Friday, December 01, 2006

Fresh Air: A Breath of New Hungarian Cinema


Fresh Air (Friss Levegö) was one of the films in competition at the recent Kiev Film Festival of the 36th Molodist that took place towards the end of October. It is the first feature by Ágnes Kocsis and has already won her awards to underline the acclaim she has received. It is another film to emerge out of Hungary - a nation that seems to be stepping very much into the limelight of European, indeed, world cinema again. Confirmation of this is also seen in films like Nimród Antal’s Control, Attila Janish’s After the Day Before and Taxidermia by György Pálfi, not to mention that Bela Tarr is working on his latest film.

The premise of Fresh Air is a council estate in the suburbs of a large city (Budapest? It’s the director’s birthplace) where Viola (Julia Nyako) and her daughter Angela (Izabella Hegyi) are living. Both of them are in a crisis of their own: Viola is approaching middle-age and would like to have a man in her life and Angela is a bored, moody 17 year-old who is studying to be a fashion designer, but doesn’t have a boyfriend. They take out their frustrations by ignoring one another and do not communicate apart from when they join on the couch to watch their favourite soap opera. Their good, almost fanatical, habits are keeping the flat clean, something Viola probably learnt in her violation at working as a bathroom attendant, a job which carries a social stigma. Viola often wears red and that is also the colour of the walls in the bathroom she is seen keeping cheerful. By contrast, Angela wears and seems attracted by the colour green, thus conveying their emotional detachment. It’s also arguably a nod to the idea that student films are full of symbolism and that Kocsis has carried this over into her first feature.

We are often surprised at where the story is taking us and therefore traditional narrative structure is not compromised. This becomes clear in the opening sequence where Viola is at a ballroom dance class, one of her failed attempts at meeting someone special. One of the other students walks her home and then admits he wants to be her full-time companion. She spurns his advances but, instead of the dancing class playing a significant role, we never see this or the man in the film again. Also, although there has been a somewhat precarious stability throughout, the equilibrium is not broken until near the film’s end. When this happens, it is dramatic but in a plausible way that still quadrates with the consistent mood and atmosphere. However, it is this wait that builds tension because up to this moment we have become very engaged in the lives of the mother and daughter in their humdrum existence on the council estate.

Director Ágnes Kocsis

Ágnes Kocsis admits an influence from directors ranging from Godard, Fellini, Antonioni and Truffaut to Bunuel and Olmi. However, it’s difficult to find direct influences from those directors here.
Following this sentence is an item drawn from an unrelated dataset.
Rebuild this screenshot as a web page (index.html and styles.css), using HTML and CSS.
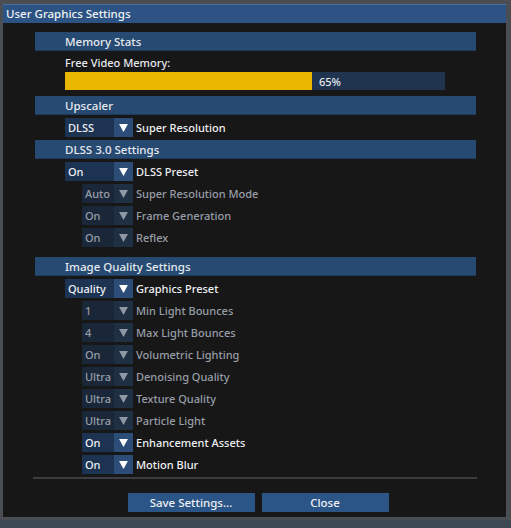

The long-shots with static camerawork more conjure up Jim Jarmusch’s first work Stranger than Paradise, but with a contemporary European realism thrown in (oddly enough Angela is reminiscent of the Eva character in Jarmusch’s film who was played by another Hungarian actor Eszter Balint). What the director does share with Jim Jarmusch is an unequivocal sense of humour despite the often desolate desperation that Angela and particularly Viola find themselves in. Angela has a real sense of fun at times which has conceivably been passed down from her mother even though that’s not so evident in the film’s duration.

We find ultimately, Fresh Air is a film about emotions, communication and loneliness made with a directorial style that is indirectly acknowledging of influences yet neoteric and engaging. Taking the notion that life has no plot, it’s almost akin to watching a fly on the wall documentary about two people over a period of time until something interesting happens that will alter their lives in a hopefully positive way. In this instance, it is not the happiest of denouements, yet still a satisfactory one, not only for the mother and daughter but what the audience would have hoped for as well. If Ágnes Kocsis continues making films as good as this, Bela Tarr won’t be the only bright light of contemporary Hungarian cinema.